Pressure or force transducers have been constructed in many different types. Generally, force transducers are pressure transducers, but not all pressure transducers are force transducers. Thus, the more general type is a pressure transducer, and is so designated herein. In utilizing a semiconductor such as silicon, three types of pressure transducers are currently in use: piezojunction, piezoresistive, and capacitive. Piezojunction transducers use the change in beta or the reverse junction I.sub.cbo to measure the change in pressure. These are highly sensitive, but extremely unstable, and therefore have seen little commercial development. Piezoresistive devices are currently in wide use and many devices are available. They use the stress-induced changes in silicon resistivity and tend to be reasonably stable, but are not particularly sensitive, i.e., about 10.sup.-5 volts/volt/torr is the theoretical limit, with about 5.times.10.sup.-4 volts/volt/torr being the practical limit. Capacitive pressure transducers can be more sensitive by more than an order of magnitude and, if properly applied, are more stable than either piezo effect device type. Such semiconductor capacitive transducers are illustrated in U.S. Pat. Nos. 4,420,790 and 4,415,948.

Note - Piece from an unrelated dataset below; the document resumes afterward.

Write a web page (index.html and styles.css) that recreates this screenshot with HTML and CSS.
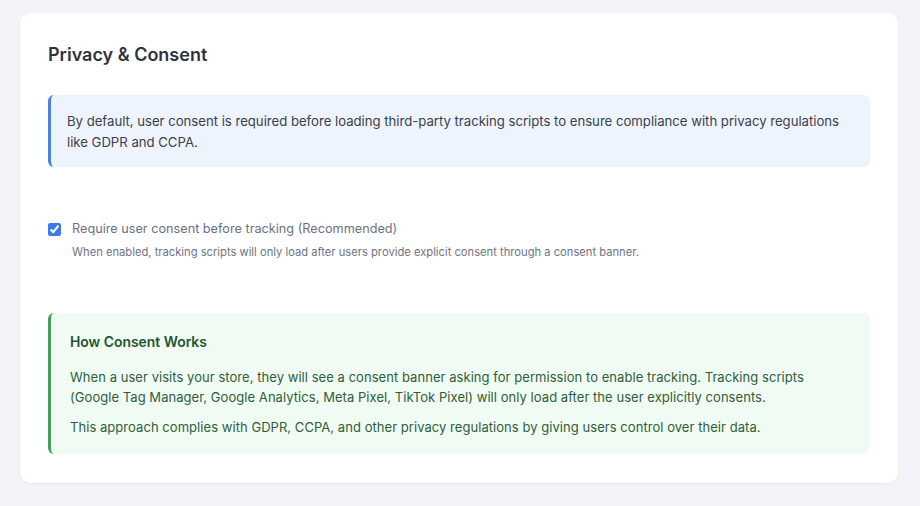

Discrete capacitive pressure transducers currently enjoy wide acceptance as quality pressure transducers, and have even been applied toward the miniaturization of these pressure transducers. U.S. Pat. Nos. 3,397,278 and 4,415,948 also show a way of electrostatically bonding a silicon wafer to a glass plate in the forming of such pressure transducers. All pressure transducers, regardless of type, currently have analog outputs and utilize outboard analog-to-digital converters of varying types, if the device is to be coupled to a digital system. There is a type of pure digital pressure transducer presently available based on quartz technology. The disadvantages of the system are that one has to use quartz crystals in a bucking mode and they are very expensive systems.
The usual practical approach is the measurement of the changed capacitance based upon an AC parameter, i.e., the capacitance of a resonant tank circuit or the capacitance used in a divider or bridge configuration. The tank circuits are not widely used, due partly to the difficulties with precise control of the inductance. The change in capacitive impedance type has a variety of measurement techniques, with the simplest and most prone-to-error being the single-ended method. Differential and bridge measurement techniques are also used. In all of these methods, an AC driving waveform is utilized with DC resolution.
Another system currently used is a timed constant current charge and discharge cycle. This is utilized by primarily the dedicated digital capacitance meters, but is not applicable, due to distributed capacitance, to the small values of change of capacitance used in capacitance pressure transducers, e.g., 10.sup.-12 farads.
It has been suggested in some of the prior patents to utilize some digital processing of the signal, including a variable duty cycle, such as in U.S. Pat. Nos. 4,272,822; 4,227,419; and 4,398,426. Also, it has been suggested to utilize an astable multivibrator of the non-balanced type, as shown in U.S. Pat. Nos. 4,392,383 and 4,295,376.